The cornerstone of the EU’s policy in this matter is the European Green Deal, which aims at a net 55% reduction of emissions by 2030, and at climate neutrality by 2050. If anything, the war in Ukraine has given these goals an added urgency. Some consequences: 

  • In the short run, Europe has no choice but to rely more heavily on gas, coal and nuclear to make up for the energy shortfall. In the medium and long term, however, the alternative – energy diversification as called for in the Green Deal – must be brought forward.
  • Europe will place a stronger emphasis on energy saving and energy efficiency. This implies public financial support for such measures as installing insulation and heat pumps, fitting solar panels, and electrifying heating; and more initiatives on efficient energy storage and management. 

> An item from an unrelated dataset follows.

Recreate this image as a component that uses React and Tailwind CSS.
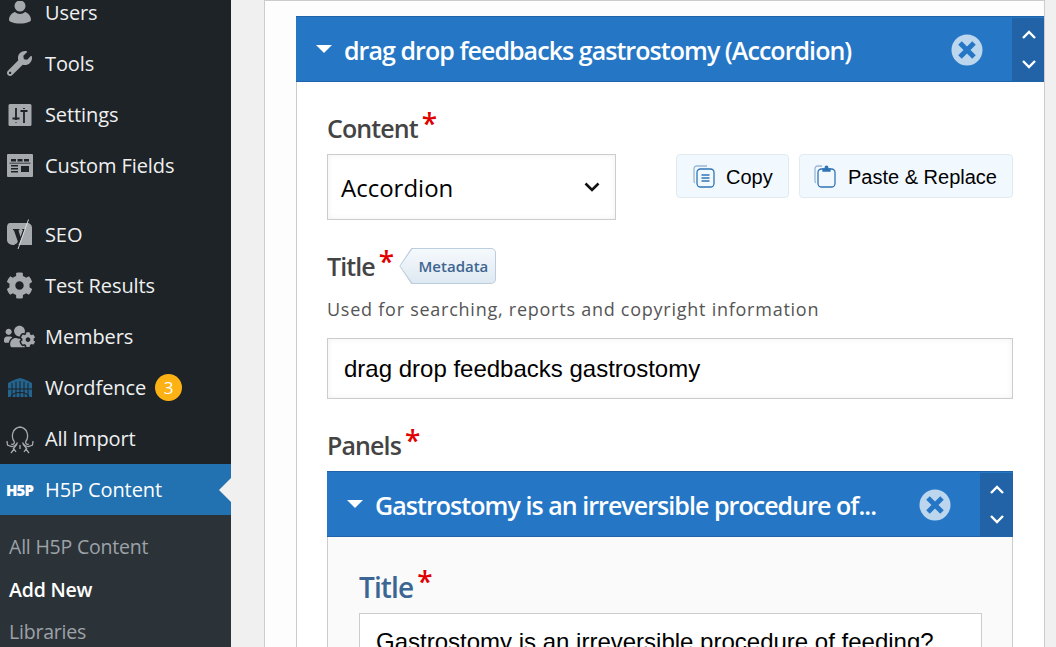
import React from 'react';
import { FaCog, FaUsersCog, FaWrench } from 'react-icons/fa';

const sans = "font-['Open_Sans','Noto_Sans',sans-serif]";

function UsersIcon() {
  return (
    <svg viewBox="0 0 24 24" className="w-[24px] h-[24px]" fill="currentColor">
      <circle cx="12" cy="5" r="5.5" />
      <path d="M1 19c0-5 4-7.5 6-8 1.500 1.300 3 2 5 2s3.500-.7 5-2c2 .5 6 3 6 8 0 1.500-4 3.500-11 3.500S1 20.500 1 19z" />
    </svg>
  );
}

function SettingsIcon() {
  return (
    <svg viewBox="0 0 24 22" className="w-[24px] h-[22px]">
      <rect x="0.500" y="0" width="23" height="22" rx="1.500" fill="currentColor" />
      <path d="M8 4v12M4.500 14.500h7M8 18v.5M16 4v1M12.500 7h7M16 8v11" stroke="#1d2327" strokeWidth="1.800" fill="none" />
    </svg>
  );
}

function FieldsIcon() {
  return (
    <svg viewBox="0 0 26 23" className="w-[26px] h-[23px]">
      <rect width="26" height="23" rx="1" fill="currentColor" />
      <path d="M4 5h5v2.500H4zM10.500 5h5v2.500h-5zM17 5h5v2.500h-5zM4 11h7v1.500H4zM4 14h7v1.500H4zM4 17h7v1.500H4zM14 12h8v6h-8z" fill="#1d2327" />
      <path d="M2.500 9.200h21" stroke="#1d2327" strokeWidth="0.800" />
    </svg>
  );
}

function YoastIcon() {
  return (
    <svg viewBox="0 0 27 31" className="w-[27px] h-[31px]">
      <path d="M4 4h17c3 0 5 2 5 5v17H8c-4 0-7-2-7-5V8c0-2 1-4 3-4z" fill="currentColor" />
      <path d="M7 10h6.500v1l-1 .5 2 6.500 2.500-7-1-.5v-.5h3l-5 13c-1 2.500-2 4-5 4.500l-.5-2c1.500-.5 3-1.500 3.300-3L8 11.500 7 11z" fill="#1d2327" />
      <path d="M22.500 0.500L12 30" stroke="#e4e5e6" strokeWidth="0.900" />
    </svg>
  );
}

function FenceIcon() {
  return (
    <svg viewBox="0 0 24 19" className="w-[24px] h-[19px]">
      <path d="M0 5c6-3 8-4 12-5 4 1 6 2 12 5v14H0z" fill="#23658e" />
      <path d="M4 5v14M8 3.500V19M12 3v16M16 3.500V19M20 5v14M0 11h24" stroke="#1d2327" strokeWidth="1" />
      <path d="M3 19c2-6 16-6 18 0" stroke="#1d2327" strokeWidth="1.200" fill="none" />
    </svg>
  );
}

function OctopusIcon() {
  return (
    <svg viewBox="0 0 28 30" className="w-[28px] h-[30px]" fill="none" stroke="currentColor" strokeWidth="1.300">
      <path d="M8 17c-3-4-2-13 6-14 8 1 9 10 6 14-1 2 0 4 3 3" />
      <path d="M8 17c1 2 0 4-3 3M1 17l.5 4 4 1.500c3 0 5-2 6-4M27 17l-.5 4-4 1.500c-3 0-5-2-6-4" />
      <path d="M11 20l-4 5M17 20l4 5M14 21v4M5 29l3-4 2 3M23 29l-3-4-2 3" />
    </svg>
  );
}

function MenuRow({ icon, label, active, children }) {
  return (
    <div className={`relative flex items-center h-[51px] ${active ? 'bg-[#2271b1] text-white' : 'text-[#f0f0f1]'}`}>
      <div className={`w-[45px] shrink-0 flex justify-center pr-[6px] ${active ? 'text-white' : 'text-[#a7aaad]'}`}>{icon}</div>
      <span className="text-[20px] leading-none tracking-[-0.1px]">{label}</span>
      {children}
      {active && (
        <span className="absolute right-0 top-1/2 -translate-y-1/2 border-y-[12px] border-y-transparent border-r-[12px] border-r-[#f0f0f1]" />
      )}
    </div>
  );
}

function Sidebar() {
  return (
    <aside className={`w-[231px] shrink-0 bg-[#1d2327] ${sans} overflow-hidden`}>
      <div className="-mt-[13px]">
        <MenuRow icon={<UsersIcon />} label="Users" />
        <MenuRow icon={<FaWrench className="w-[25px] h-[25px]" />} label="Tools" />
        <MenuRow icon={<SettingsIcon />} label="Settings" />
        <MenuRow icon={<FieldsIcon />} label="Custom Fields" />
        <div className="h-[18px]" />
        <MenuRow icon={<YoastIcon />} label="SEO" />
        <MenuRow icon={<FaCog className="w-[27px] h-[27px]" />} label="Test Results" />
        <MenuRow icon={<FaUsersCog className="w-[31px] h-[25px]" />} label="Members" />
        <MenuRow icon={<FenceIcon />} label="Wordfence">
          <span className="ml-[9px] w-[27px] h-[27px] rounded-full bg-[#fcb214] text-white text-[17px] flex items-center justify-center">3</span>
        </MenuRow>
        <MenuRow icon={<OctopusIcon />} label="All Import" />
        <MenuRow icon={<span className="text-[15px] font-extrabold tracking-[-1px] leading-none mt-[2px]">H5P</span>} label="H5P Content" active />
        <div className="bg-[#2c3338] h-[140px] pt-[11px] text-[19.500px] leading-[42.500px] tracking-[-0.2px] pl-[9px]">
          <div className="text-[#9ca2a7]">All H5P Content</div>
          <div className="text-white font-semibold">Add New</div>
          <div className="text-[#9ca2a7]">Libraries</div>
        </div>
      </div>
    </aside>
  );
}

function Required() {
  return <span className="text-[#e00000] text-[28px] leading-none ml-[4px] -translate-y-[6px] font-semibold">*</span>;
}

function Label({ children, tone = 'text-[#444] text-[25px]' }) {
  return (
    <div className={`flex items-center h-[32px] font-semibold tracking-[-0.9px] ${tone}`}>
      {children}
      <Required />
    </div>
  );
}

function Arrows() {
  return (
    <div className="w-[33px] h-[63px] my-[1px] bg-[#2263a8] flex flex-col items-center justify-center gap-[21px]">
      <svg viewBox="0 0 14 9" className="w-[14px] h-[9px]" fill="none" stroke="white" strokeWidth="2.400"><path d="M1 8l6-6 6 6" /></svg>
      <svg viewBox="0 0 14 9" className="w-[14px] h-[9px]" fill="none" stroke="white" strokeWidth="2.400"><path d="M1 1l6 6 6-6" /></svg>
    </div>
  );
}

function RemoveButton() {
  return (
    <svg viewBox="0 0 32 32" className="w-[32px] h-[32px]">
      <circle cx="16" cy="16" r="15.500" fill="#bcd6ee" />
      <path d="M9 9l14 14M23 9L9 23" stroke="#2577c6" strokeWidth="5" />
    </svg>
  );
}

function Header({ title, pr }) {
  return (
    <div className={`flex items-center h-[66px] bg-[#2577c6] border-y border-[#1f64a8] ${sans} text-white`}>
      <span className="ml-[20px] mr-[12px] border-x-[8px] border-x-transparent border-t-[8px] border-t-white" />
      <span className="pt-[4px] text-[25px] font-semibold tracking-[-0.95px] whitespace-nowrap flex-1">{title}</span>
      <div className={`mt-[1px] ${pr}`}><RemoveButton /></div>
      <Arrows />
    </div>
  );
}

function CopyIcon() {
  return (
    <svg viewBox="0 0 22 23" className="w-[22px] h-[23px]" fill="none" stroke="#2f74b5" strokeWidth="1.300">
      <path d="M2 18c-1-.5-1-1-1-2V4c0-2 1-3 3-3h10" stroke="#9ab6d6" />
      <rect x="4" y="4" width="17" height="18" rx="3.500" />
      <path d="M8.500 10h8M8.500 13h8M8.500 16h8" />
    </svg>
  );
}

function PasteIcon() {
  return (
    <svg viewBox="0 0 22 23" className="w-[22px] h-[23px]" fill="none" stroke="#2f74b5" strokeWidth="1.300">
      <path d="M2 18c-1-.5-1-1-1-2V4c0-2 1-3 3-3h4" stroke="#9ab6d6" />
      <rect x="4" y="4" width="17" height="18" rx="3.500" />
      <path d="M9 4h7v2H9z" fill="#2f74b5" />
      <circle cx="12.500" cy="2.500" r="1.300" fill="#2f74b5" />
    </svg>
  );
}

function ClipButton({ icon, label, gap, className }) {
  return (
    <button className={`h-[44px] flex items-center ${gap} bg-[#f2f9fe] border border-[#e0ebf0] rounded-[4px] font-['Liberation_Sans',sans-serif] text-[20px] text-black ${className}`}>
      {icon}
      <span className="pt-[1px]">{label}</span>
    </button>
  );
}

function MetadataTag() {
  return (
    <div className="ml-[6px] w-[97px] h-[36px] p-[1px] rounded-r-[5px] bg-[#bccddd] [clip-path:polygon(12px_0,100%_0,100%_100%,12px_100%,0_50%)]">
      <div className="w-full h-full flex items-center justify-end pr-[7px] rounded-r-[4px] bg-gradient-to-b from-[#f5f9fc] to-[#dfe9f2] text-[15px] font-semibold text-[#3e6591] [clip-path:polygon(12px_0,100%_0,100%_100%,12px_100%,0_50%)]">
        Metadata
      </div>
    </div>
  );
}

function Editor() {
  return (
    <div className="ml-[31px] w-[749px] shrink-0">
      <div className="h-[15px]" />
      <Header title="drag drop feedbacks gastrostomy (Accordion)" pr="mr-[29px]" />
      <div className={`border-x border-[#ccc] bg-white px-[30px] ${sans} h-[565px]`}>
        <div className="pt-[31px]">
          <Label>Content</Label>
        </div>
        <div className="flex items-start mt-[9px]">
          <div className="w-[289px] h-[66px] border border-[#ccc] shadow-[inset_0_0_6px_rgba(0,0,0,0.06)] flex items-center justify-between pl-[13px] pr-[15px] text-[24px] text-black">
            <span className="pt-[2px]">Accordion</span>
            <svg viewBox="0 0 16 10" className="w-[16px] h-[10px]" fill="none" stroke="#111" strokeWidth="2.600"><path d="M1.500 1.500L8 8l6.500-6.500" /></svg>
          </div>
          <ClipButton icon={<CopyIcon />} label="Copy" gap="gap-[11px]" className="ml-[60px] w-[113px] pl-[16px]" />
          <ClipButton icon={<PasteIcon />} label="Paste & Replace" gap="gap-[12px]" className="ml-[10px] w-[214px] pl-[14px]" />
        </div>
        <div className="flex items-center mt-[28px] h-[36px]">
          <div className="pt-[2px]"><Label>Title</Label></div>
          <MetadataTag />
        </div>
        <p className="mt-[13px] text-[18px] leading-[24px] tracking-[0.75px] text-[#555]">Used for searching, reports and copyright information</p>
        <div className="mt-[17px] h-[61px] w-[686px] border border-[#ccc] shadow-[inset_0_0_6px_rgba(0,0,0,0.06)] flex items-center pl-[16px] font-['Liberation_Sans',sans-serif] text-[24px] text-black">
          drag drop feedbacks gastrostomy
        </div>
        <div className="mt-[31px]">
          <Label>Panels</Label>
        </div>
        <div className="mt-[9px] w-[686px]">
          <Header title="Gastrostomy is an irreversible procedure of..." pr="mr-[29px]" />
          <div className="border-x border-[#ccc] bg-[#fafafa] h-[130px] px-[31px] pt-[34px]">
            <Label tone="text-[#3b6593] text-[28px]">Title</Label>
            <div className="mt-[10px] h-[60px] w-[623px] bg-white border border-[#ccc] pl-[16px] pt-[14px] font-['Liberation_Sans',sans-serif] text-[24px] leading-[28px] text-black">
              Gastrostomy is an irreversible procedure of feeding?
            </div>
          </div>
        </div>
      </div>
    </div>
  );
}

export default function App() {
  return (
    <div className="w-[1056px] h-[647px] flex overflow-hidden bg-[#f0f0f1]">
      <Sidebar />
      <div className="w-[33px] shrink-0" />
      <main className="w-[781px] shrink-0 h-full bg-[#fdfdfd] border-x border-t border-[#ccc] overflow-hidden">
        <Editor />
      </main>
    </div>
  );
}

  • To protect its citizens and corporates from excessive energy bills, European countries are imposing price ceilings, reducing tax rates and/or providing cash subsidies. Energy companies may be taxed to finance these extra expenses – which must be only temporary, so as not to undermine the price incentive of decarbonisation.  
  • As already provided in the Green Deal, support for the development of climate-neutral technologies (including e-fuels, green hydrogen and other more sustainable alternatives). 

In short: while emission and sustainability targets may suffer in the short run, Europe is determined to make up for lost time and speed up its transition to sustainable energy sources even more. If it succeeds, the EU will have offered at template to the U.S. – and others around the world – for accelerating its way out of the current energy crisis.